Until his retirement, Jimmy faithfully designed clothing, sumptuous furs and accessories for his discerning clientele—and served as an inspiration to his peers. “He was a legend—a success,” says Galanos’ confidant and fashion designer Ralph Rucci. “He never looked back on the past.” Rucci first met Jimmy in 1989 and formed an immediate bond with the elder designer. “He would come to every show I had in New York and Paris,” explains Rucci. “He would come earlier to sit through the fittings. There was one very special collection in Paris – spring 2005 couture—and I had a faille dress in alabaster with a belt that I was struggling with,” he says. “Jimmy was sitting silently sketching in the corner watching my struggle. Calmly he stood up and asked, ‘Can I help?’ He took a pair of scissors and with two cuts he had the problem solved.”

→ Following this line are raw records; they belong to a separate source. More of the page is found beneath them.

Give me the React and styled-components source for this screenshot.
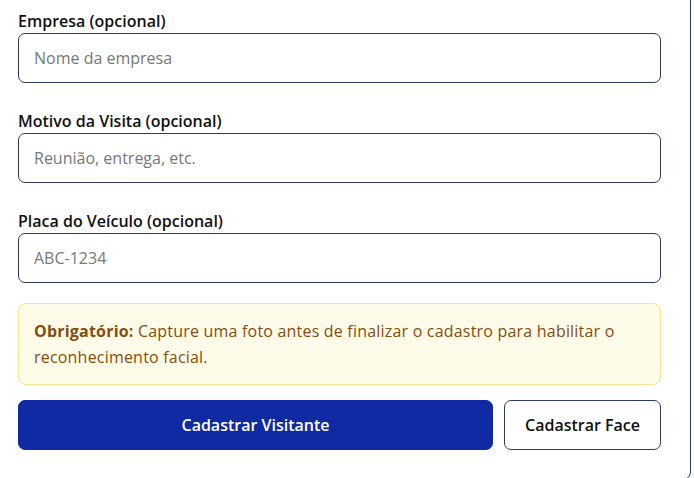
import React from "react";
import styled, { createGlobalStyle } from "styled-components";

const GlobalStyle = createGlobalStyle`
  html, body {
    margin: 0;
    padding: 0;
    background: #ffffff;
    overflow: hidden;
  }
  body {
    font-family: "Open Sans", "Noto Sans", sans-serif;
    color: #111111;
  }
  * {
    box-sizing: border-box;
  }
`;

// the card is scrolled: its top and left edge sit outside the window
const Card = styled.div`
  width: 703px;
  margin-left: -12px;
  margin-top: -30px;
  padding: 38px 29px 29px 29px;
  border: 1px solid #2c3a63;
  border-radius: 8px;
  background: #ffffff;
`;

const Field = styled.div`
  display: flex;
  flex-direction: column;
  margin-bottom: 26px;
`;

const Label = styled.label`
  font-size: 16px;
  font-weight: 600;
  line-height: 24px;
  color: #111111;
`;

const Input = styled.input`
  height: 50px;
  width: 100%;
  padding: 0 15px;
  border: 1px solid #2c3a63;
  border-radius: 7px;
  font-family: inherit;
  font-size: 16px;
  color: #111111;
  background: #ffffff;
  outline: none;

  &::placeholder {
    color: #777777;
  }
`;

const Notice = styled.div`
  margin-top: -6px;
  padding: 14px 15px 14px;
  background: #fefbe8;
  border: 1px solid #fbe58c;
  border-radius: 8px;
  font-size: 16px;
  line-height: 26px;
  letter-spacing: 0.2px;
  color: #854d0e;

  strong {
    font-weight: 700;
  }
`;

const Actions = styled.div`
  display: flex;
  gap: 11px;
  margin-top: 15px;
`;

const Button = styled.button`
  height: 50px;
  border-radius: 7px;
  font-family: inherit;
  font-size: 16px;
  font-weight: 600;
  cursor: pointer;
  flex: ${(p) => (p.$primary ? 1 : "none")};
  padding: 0 20px;
  background: ${(p) => (p.$primary ? "#0f2aa2" : "#ffffff")};
  color: ${(p) => (p.$primary ? "#ffffff" : "#111111")};
  border: 1px solid ${(p) => (p.$primary ? "#0f2aa2" : "#2c3a63")};
`;

const fields = [
  { label: "Empresa (opcional)", placeholder: "Nome da empresa" },
  { label: "Motivo da Visita (opcional)", placeholder: "Reunião, entrega, etc." },
  { label: "Placa do Veículo (opcional)", placeholder: "ABC-1234" },
];

export default function App() {
  return (
    <>
      <GlobalStyle />
      <Card>
        {fields.map((f) => (
          <Field key={f.label}>
            <Label>{f.label}</Label>
            <Input placeholder={f.placeholder} />
          </Field>
        ))}
        <Notice>
          <strong>Obrigatório:</strong> Capture uma foto antes de finalizar o
          cadastro para habilitar o reconhecimento facial.
        </Notice>
        <Actions>
          <Button $primary>Cadastrar Visitante</Button>
          <Button>Cadastrar Face</Button>
        </Actions>
      </Card>
    </>
  );
}
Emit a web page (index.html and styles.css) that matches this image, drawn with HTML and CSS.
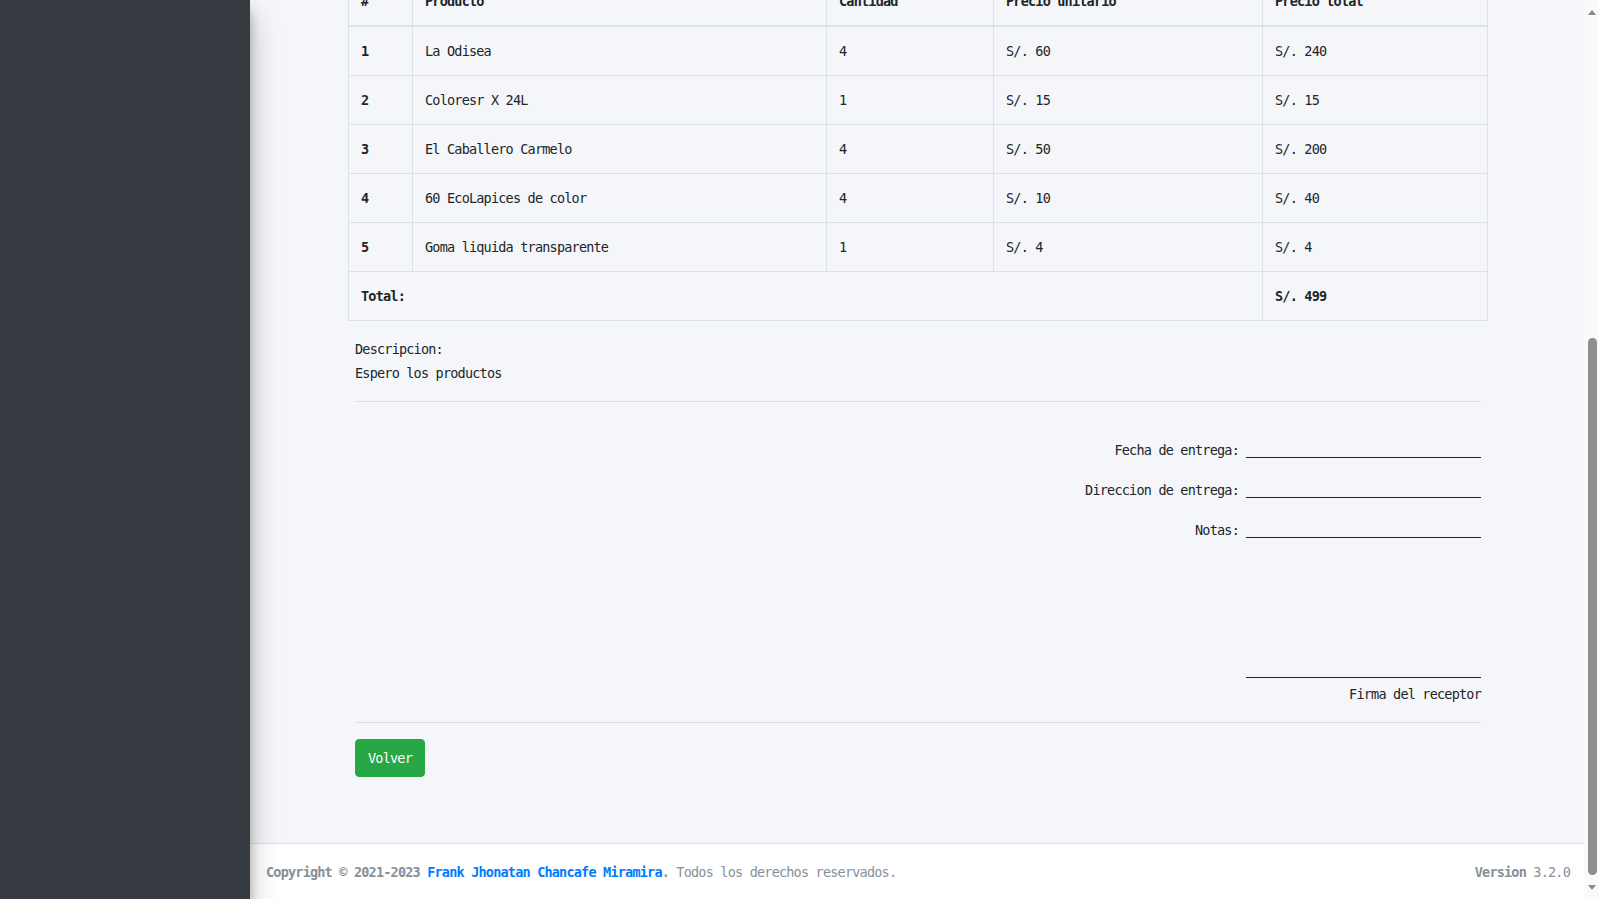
FILE: index.html
```html
<!DOCTYPE html>
<html lang="es">
<head>
<meta charset="utf-8">
<title>Pedido</title>
<link rel="stylesheet" href="styles.css">
</head>
<body>
<div class="app">
  <aside class="sidebar"></aside>
  <div class="main">
    <div class="content">
      <div class="invoice">
        <table class="table">
          <colgroup>
            <col class="c1"><col class="c2"><col class="c3"><col class="c4"><col class="c5">
          </colgroup>
          <thead>
            <tr><th>#</th><th>Producto</th><th>Cantidad</th><th>Precio unitario</th><th>Precio total</th></tr>
          </thead>
          <tbody>
            <tr><th>1</th><td>La Odisea</td><td>4</td><td>S/. 60</td><td>S/. 240</td></tr>
            <tr><th>2</th><td>Coloresr X 24L</td><td>1</td><td>S/. 15</td><td>S/. 15</td></tr>
            <tr><th>3</th><td>El Caballero Carmelo</td><td>4</td><td>S/. 50</td><td>S/. 200</td></tr>
            <tr><th>4</th><td>60 EcoLapices de color</td><td>4</td><td>S/. 10</td><td>S/. 40</td></tr>
            <tr><th>5</th><td>Goma liquida transparente</td><td>1</td><td>S/. 4</td><td>S/. 4</td></tr>
            <tr><th colspan="4">Total:</th><th>S/. 499</th></tr>
          </tbody>
        </table>
        <div class="body">
          <div class="desc">
            <div>Descripcion:</div>
            <div>Espero los productos</div>
          </div>
          <hr class="rule">
          <div class="fields">
            <div class="field"><span class="label">Fecha de entrega:</span><span class="blank"></span></div>
            <div class="field"><span class="label">Direccion de entrega:</span><span class="blank"></span></div>
            <div class="field"><span class="label">Notas:</span><span class="blank"></span></div>
          </div>
          <div class="signature">Firma del receptor</div>
          <hr class="rule">
          <button class="btn">Volver</button>
        </div>
      </div>
    </div>
    <footer class="footer">
      <div class="footer-left"><strong>Copyright &copy; 2021-2023 <a href="#">Frank Jhonatan Chancafe Miramira</a>.</strong> Todos los derechos reservados.</div>
      <div class="footer-right"><b>Version</b> 3.2.0</div>
    </footer>
  </div>
  <div class="scrollbar">
    <div class="arrow"><span class="tri up"></span></div>
    <div class="track"></div>
    <div class="thumb"></div>
    <div class="arrow"><span class="tri down"></span></div>
  </div>
</div>
</body>
</html>
```

FILE: styles.css
```css
* { box-sizing: border-box; }
html, body { margin: 0; padding: 0; height: 100%; }
body {
  font-family: "DejaVu Sans Mono", "Liberation Mono", monospace;
  font-size: 13.5px;
  letter-spacing: -0.8px;
  line-height: 24px;
  color: #212529;
  background: #f4f6f9;
  overflow: hidden;
}
.app { display: flex; height: 899px; }
.sidebar {
  width: 250px;
  flex: none;
  background: #343a40;
  position: relative;
  z-index: 2;
  box-shadow: 0 14px 28px rgba(0,0,0,.25), 0 10px 10px rgba(0,0,0,.22);
}
.main {
  flex: 1;
  display: flex;
  flex-direction: column;
  min-width: 0;
  background: #f4f6f9;
}
.content { flex: 1; overflow: hidden; }
.invoice { margin: -24px 97px 0 98px; }
.table {
  width: 1139px;
  border-collapse: collapse;
  table-layout: fixed;
  margin-bottom: 16px;
}
.c1 { width: 64px; } .c2 { width: 414px; } .c3 { width: 167px; } .c4 { width: 269px; } .c5 { width: 225px; }
.table th, .table td {
  border: 1px solid #dee2e6;
  padding: 12px;
  text-align: left;
  vertical-align: top;
  line-height: 24px;
}
.table th { font-weight: bold; }
.table td { font-weight: normal; }
.table thead th { border-bottom-width: 2px; }
.body { padding: 0 6px 0 7px; }
.desc { margin-bottom: 16px; }
.rule { border: 0; border-top: 1px solid rgba(0,0,0,.1); margin: 16px 0; height: 0; }
.fields { padding-top: 20px; }
.field { text-align: right; margin-bottom: 16px; }
.label { margin-right: 7px; }
.blank {
  display: inline-block;
  width: 235px;
  height: 0;
  border-bottom: 1px solid #212529;
  vertical-align: -3px;
}
.signature {
  width: 235px;
  margin: 135px 0 0 auto;
  border-top: 1px solid #212529;
  padding-top: 4px;
  text-align: right;
}
.btn {
  font: inherit;
  letter-spacing: inherit;
  color: #fff;
  background: #28a745;
  border: 1px solid #28a745;
  border-radius: 4px;
  padding: 6px 12px;
  line-height: 24px;
  display: inline-block;
}
.footer {
  flex: none;
  display: flex;
  justify-content: space-between;
  background: #fff;
  border-top: 1px solid #dee2e6;
  padding: 16px 14px 15px 16px;
  color: #869099;
}
.footer a { color: #007bff; text-decoration: none; }
.scrollbar {
  width: 15px;
  flex: none;
  background: #fafafa;
  display: flex;
  flex-direction: column;
}
.arrow { height: 24px; flex: none; display: flex; align-items: center; justify-content: center; }
.tri { width: 0; height: 0; border-left: 4px solid transparent; border-right: 4px solid transparent; }
.tri.up { border-bottom: 5px solid #8a8a8a; }
.tri.down { border-top: 5px solid #8a8a8a; }
.track { flex: 1; }
.thumb {
  flex: none;
  height: 537px;
  margin: 0 2px 0 4px;
  background: #8f8f8f;
  border-radius: 5px;
}
```
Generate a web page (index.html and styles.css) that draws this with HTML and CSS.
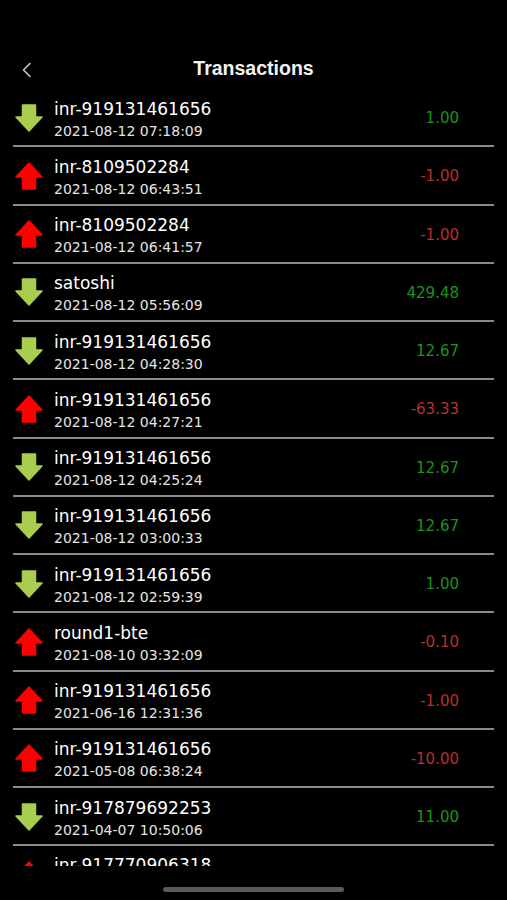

“When you look at his overall career, nobody else in American fashion achieved what he did,” says Tatiana Sorokko. “He produced everything in the United States from his factory on Sepulveda Boulevard in Los Angeles.” Rucci adds, “It was simply staggering—his beading and embroidery looked as though it came from Lesage in Paris.”

“James Galanos was the only person who would travel twice a year across the country for presentations with fifteen to twenty 11-foot trunks on wheels,” explains Rucci. “The garments were hung perfectly on hangers, each wrapped with generous amounts of tissue so they wouldn’t press against each other—and he did it all himself. It was ready-to-wear shipped as haute couture.”

Jimmy will forever be distinguished by his contributions to the establishment of a contemporary American style for five decades. His ability to evolve and remain relevant all those years is extraordinary, but his reputation for quality is unsurpassed.